TASK INSTRUCTIONS -
Below are some records. Pull every line that contains the word "styles".

Records with interface code
##########

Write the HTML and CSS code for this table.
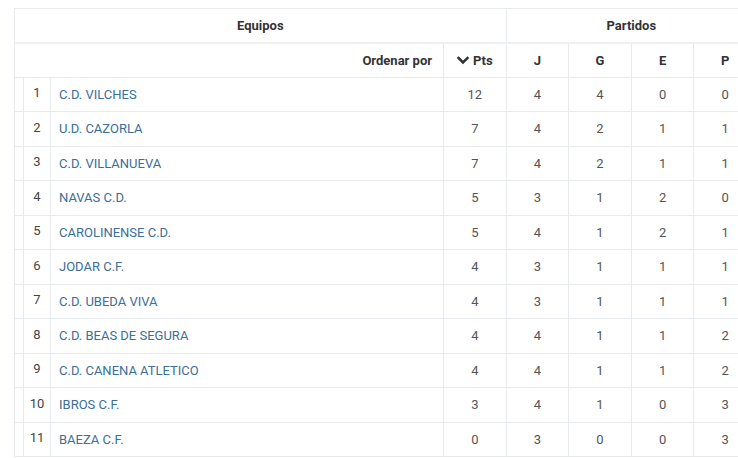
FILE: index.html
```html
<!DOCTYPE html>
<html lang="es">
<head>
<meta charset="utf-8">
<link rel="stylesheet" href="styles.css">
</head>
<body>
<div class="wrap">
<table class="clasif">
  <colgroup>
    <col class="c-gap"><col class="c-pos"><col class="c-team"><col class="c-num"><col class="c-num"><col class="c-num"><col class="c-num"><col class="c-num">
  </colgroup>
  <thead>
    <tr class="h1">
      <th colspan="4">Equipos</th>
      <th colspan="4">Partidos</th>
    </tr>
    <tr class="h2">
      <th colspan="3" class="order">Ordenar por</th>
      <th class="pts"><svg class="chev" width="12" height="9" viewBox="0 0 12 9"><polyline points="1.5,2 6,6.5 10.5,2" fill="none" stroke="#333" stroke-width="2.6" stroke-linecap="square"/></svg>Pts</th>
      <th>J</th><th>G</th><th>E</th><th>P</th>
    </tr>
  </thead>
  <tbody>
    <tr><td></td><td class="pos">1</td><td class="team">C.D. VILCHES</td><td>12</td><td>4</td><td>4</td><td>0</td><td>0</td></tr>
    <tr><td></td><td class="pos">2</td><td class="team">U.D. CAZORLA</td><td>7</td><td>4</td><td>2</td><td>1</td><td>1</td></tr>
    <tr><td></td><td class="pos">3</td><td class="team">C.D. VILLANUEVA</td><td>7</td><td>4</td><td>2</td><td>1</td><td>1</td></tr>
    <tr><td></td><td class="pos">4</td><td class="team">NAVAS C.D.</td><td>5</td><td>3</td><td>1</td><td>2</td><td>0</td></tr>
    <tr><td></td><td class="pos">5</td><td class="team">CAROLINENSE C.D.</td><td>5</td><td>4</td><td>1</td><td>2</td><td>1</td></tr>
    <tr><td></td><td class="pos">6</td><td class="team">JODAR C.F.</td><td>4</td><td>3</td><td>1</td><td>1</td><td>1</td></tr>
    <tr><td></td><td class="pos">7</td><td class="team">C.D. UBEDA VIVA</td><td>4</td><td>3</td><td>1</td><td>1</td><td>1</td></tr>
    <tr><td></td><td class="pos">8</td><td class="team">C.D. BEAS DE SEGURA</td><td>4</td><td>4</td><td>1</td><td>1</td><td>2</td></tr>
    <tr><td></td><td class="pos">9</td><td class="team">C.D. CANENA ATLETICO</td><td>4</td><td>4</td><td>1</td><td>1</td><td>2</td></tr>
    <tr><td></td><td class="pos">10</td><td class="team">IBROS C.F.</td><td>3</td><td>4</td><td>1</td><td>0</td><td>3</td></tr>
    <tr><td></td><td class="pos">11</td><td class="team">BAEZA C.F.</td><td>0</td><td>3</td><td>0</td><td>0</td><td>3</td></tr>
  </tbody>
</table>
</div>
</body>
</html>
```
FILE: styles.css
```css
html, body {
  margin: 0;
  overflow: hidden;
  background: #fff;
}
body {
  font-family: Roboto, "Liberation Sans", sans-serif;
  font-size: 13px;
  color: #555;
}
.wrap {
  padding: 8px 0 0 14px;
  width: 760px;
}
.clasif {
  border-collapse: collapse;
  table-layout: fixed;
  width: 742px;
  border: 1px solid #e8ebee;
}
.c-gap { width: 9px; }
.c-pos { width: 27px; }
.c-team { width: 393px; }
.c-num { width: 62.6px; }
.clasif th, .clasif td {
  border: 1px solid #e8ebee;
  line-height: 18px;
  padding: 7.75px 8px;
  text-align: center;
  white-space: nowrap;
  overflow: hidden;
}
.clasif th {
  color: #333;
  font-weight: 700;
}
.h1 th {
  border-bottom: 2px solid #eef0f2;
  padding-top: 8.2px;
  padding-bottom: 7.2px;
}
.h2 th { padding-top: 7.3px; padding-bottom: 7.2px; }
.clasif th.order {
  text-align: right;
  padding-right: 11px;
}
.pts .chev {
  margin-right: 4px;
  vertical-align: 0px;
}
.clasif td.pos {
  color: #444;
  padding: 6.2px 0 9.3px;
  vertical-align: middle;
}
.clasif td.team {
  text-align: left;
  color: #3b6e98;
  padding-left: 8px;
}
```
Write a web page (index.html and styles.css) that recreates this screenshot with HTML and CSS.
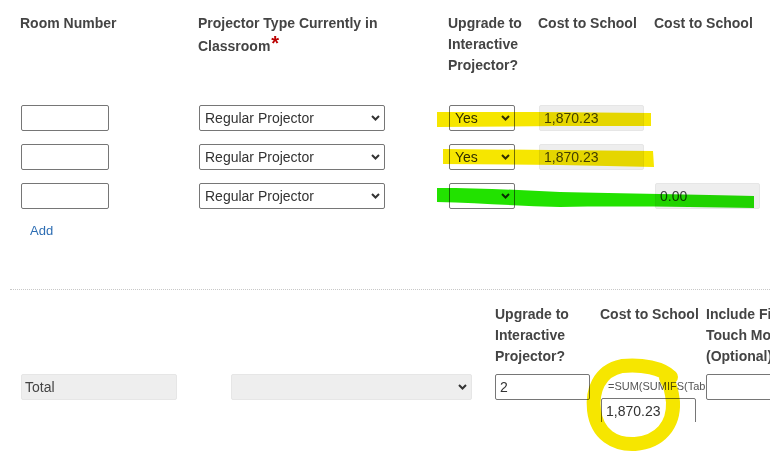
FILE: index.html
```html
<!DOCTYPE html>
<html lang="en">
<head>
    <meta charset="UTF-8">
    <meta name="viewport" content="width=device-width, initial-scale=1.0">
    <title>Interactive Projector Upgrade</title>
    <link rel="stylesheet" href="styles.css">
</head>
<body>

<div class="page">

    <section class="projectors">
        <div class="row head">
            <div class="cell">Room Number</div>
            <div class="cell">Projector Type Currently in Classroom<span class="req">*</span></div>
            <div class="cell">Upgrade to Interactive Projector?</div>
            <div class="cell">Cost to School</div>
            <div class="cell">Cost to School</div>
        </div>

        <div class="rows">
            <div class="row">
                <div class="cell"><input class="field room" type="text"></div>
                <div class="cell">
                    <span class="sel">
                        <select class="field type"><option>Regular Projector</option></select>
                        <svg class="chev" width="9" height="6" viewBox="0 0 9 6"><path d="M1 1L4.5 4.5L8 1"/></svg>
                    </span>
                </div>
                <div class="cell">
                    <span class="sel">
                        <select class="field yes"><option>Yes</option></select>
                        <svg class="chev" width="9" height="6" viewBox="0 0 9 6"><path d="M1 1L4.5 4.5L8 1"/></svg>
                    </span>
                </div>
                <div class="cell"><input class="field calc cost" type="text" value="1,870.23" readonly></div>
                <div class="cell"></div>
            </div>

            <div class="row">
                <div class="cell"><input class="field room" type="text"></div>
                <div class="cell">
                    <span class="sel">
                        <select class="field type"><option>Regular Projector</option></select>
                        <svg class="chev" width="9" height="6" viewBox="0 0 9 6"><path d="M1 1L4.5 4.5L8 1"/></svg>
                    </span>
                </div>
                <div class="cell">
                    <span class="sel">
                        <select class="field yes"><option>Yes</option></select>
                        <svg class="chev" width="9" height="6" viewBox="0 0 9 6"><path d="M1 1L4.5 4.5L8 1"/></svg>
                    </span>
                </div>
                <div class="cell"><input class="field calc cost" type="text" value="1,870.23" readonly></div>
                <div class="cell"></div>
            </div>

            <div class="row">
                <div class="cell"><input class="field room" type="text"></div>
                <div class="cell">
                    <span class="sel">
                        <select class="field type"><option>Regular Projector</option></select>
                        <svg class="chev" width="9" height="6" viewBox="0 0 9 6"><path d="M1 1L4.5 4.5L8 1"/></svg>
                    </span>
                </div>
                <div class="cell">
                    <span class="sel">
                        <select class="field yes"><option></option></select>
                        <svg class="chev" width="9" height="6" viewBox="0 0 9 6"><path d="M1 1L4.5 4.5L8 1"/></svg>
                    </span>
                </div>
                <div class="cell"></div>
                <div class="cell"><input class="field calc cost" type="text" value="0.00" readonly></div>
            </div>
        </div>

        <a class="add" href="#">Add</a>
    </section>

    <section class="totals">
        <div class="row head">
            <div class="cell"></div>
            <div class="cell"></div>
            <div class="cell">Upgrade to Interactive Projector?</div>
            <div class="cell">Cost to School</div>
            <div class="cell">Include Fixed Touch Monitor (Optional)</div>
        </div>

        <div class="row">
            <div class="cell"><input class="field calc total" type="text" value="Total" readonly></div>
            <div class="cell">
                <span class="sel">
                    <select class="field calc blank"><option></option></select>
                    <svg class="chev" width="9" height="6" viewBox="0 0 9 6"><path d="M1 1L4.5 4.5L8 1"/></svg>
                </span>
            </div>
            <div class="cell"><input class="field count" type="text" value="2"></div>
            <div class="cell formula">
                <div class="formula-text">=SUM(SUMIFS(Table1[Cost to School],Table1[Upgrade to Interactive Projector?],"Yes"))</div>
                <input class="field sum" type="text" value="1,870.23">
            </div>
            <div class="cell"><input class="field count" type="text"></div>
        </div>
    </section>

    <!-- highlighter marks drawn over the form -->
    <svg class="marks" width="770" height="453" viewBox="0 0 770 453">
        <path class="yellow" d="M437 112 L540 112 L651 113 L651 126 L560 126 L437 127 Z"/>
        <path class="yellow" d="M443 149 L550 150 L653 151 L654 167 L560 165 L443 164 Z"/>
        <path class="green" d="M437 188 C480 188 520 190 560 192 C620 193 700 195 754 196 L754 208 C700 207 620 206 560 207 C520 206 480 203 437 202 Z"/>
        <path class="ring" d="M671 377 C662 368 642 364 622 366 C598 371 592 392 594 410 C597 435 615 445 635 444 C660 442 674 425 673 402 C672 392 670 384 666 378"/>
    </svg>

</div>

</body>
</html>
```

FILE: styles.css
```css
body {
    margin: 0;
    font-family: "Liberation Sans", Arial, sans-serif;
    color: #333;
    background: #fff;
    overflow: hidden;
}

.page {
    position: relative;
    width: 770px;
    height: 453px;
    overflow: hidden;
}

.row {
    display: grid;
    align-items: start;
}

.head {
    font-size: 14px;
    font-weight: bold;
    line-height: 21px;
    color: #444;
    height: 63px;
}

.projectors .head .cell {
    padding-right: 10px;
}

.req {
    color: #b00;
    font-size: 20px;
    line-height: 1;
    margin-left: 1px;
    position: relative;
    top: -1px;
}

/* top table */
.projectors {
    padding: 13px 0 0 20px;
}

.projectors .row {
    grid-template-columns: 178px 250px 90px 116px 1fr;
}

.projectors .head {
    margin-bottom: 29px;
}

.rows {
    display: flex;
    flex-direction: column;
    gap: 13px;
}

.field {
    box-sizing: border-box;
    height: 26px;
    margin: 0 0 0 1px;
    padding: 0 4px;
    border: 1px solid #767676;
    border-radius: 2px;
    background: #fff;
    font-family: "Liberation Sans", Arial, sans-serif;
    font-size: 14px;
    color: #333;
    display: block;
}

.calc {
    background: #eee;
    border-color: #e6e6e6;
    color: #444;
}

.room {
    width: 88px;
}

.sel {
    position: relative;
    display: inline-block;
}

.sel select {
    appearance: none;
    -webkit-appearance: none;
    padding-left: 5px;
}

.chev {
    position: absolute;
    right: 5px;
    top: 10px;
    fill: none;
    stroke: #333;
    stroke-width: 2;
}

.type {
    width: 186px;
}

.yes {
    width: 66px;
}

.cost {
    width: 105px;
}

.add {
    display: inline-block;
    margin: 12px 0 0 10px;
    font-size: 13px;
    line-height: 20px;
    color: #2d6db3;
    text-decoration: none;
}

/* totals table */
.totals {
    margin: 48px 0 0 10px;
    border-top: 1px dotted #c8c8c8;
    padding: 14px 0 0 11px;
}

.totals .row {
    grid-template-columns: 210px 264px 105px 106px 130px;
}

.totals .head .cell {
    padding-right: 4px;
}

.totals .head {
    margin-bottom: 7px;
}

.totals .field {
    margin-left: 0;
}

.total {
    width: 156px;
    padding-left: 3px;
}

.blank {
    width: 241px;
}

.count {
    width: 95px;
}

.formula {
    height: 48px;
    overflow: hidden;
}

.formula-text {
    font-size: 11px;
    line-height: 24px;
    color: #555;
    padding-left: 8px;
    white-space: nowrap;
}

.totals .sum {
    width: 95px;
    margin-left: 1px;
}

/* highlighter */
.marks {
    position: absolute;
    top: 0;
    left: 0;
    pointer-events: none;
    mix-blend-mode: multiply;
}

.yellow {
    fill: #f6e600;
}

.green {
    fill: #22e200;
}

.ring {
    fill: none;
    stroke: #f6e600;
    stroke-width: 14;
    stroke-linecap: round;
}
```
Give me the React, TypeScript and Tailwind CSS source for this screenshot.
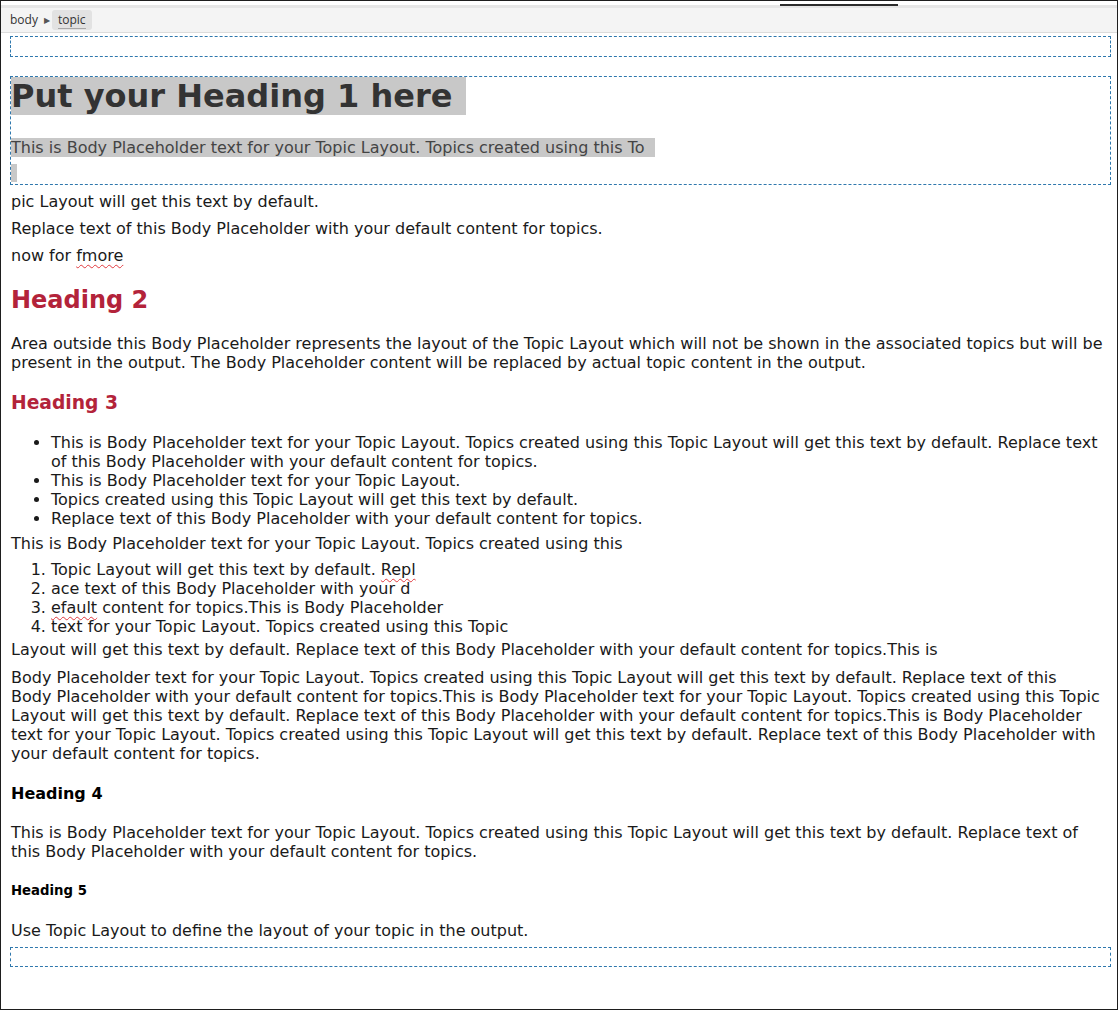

##########

FINISHED ANSWER -
<link rel="stylesheet" href="styles.css">
FILE: styles.css
Write a web page (index.html and styles.css) that recreates this screenshot with HTML and CSS.
    <link rel="stylesheet" href="styles.css">
FILE: styles.css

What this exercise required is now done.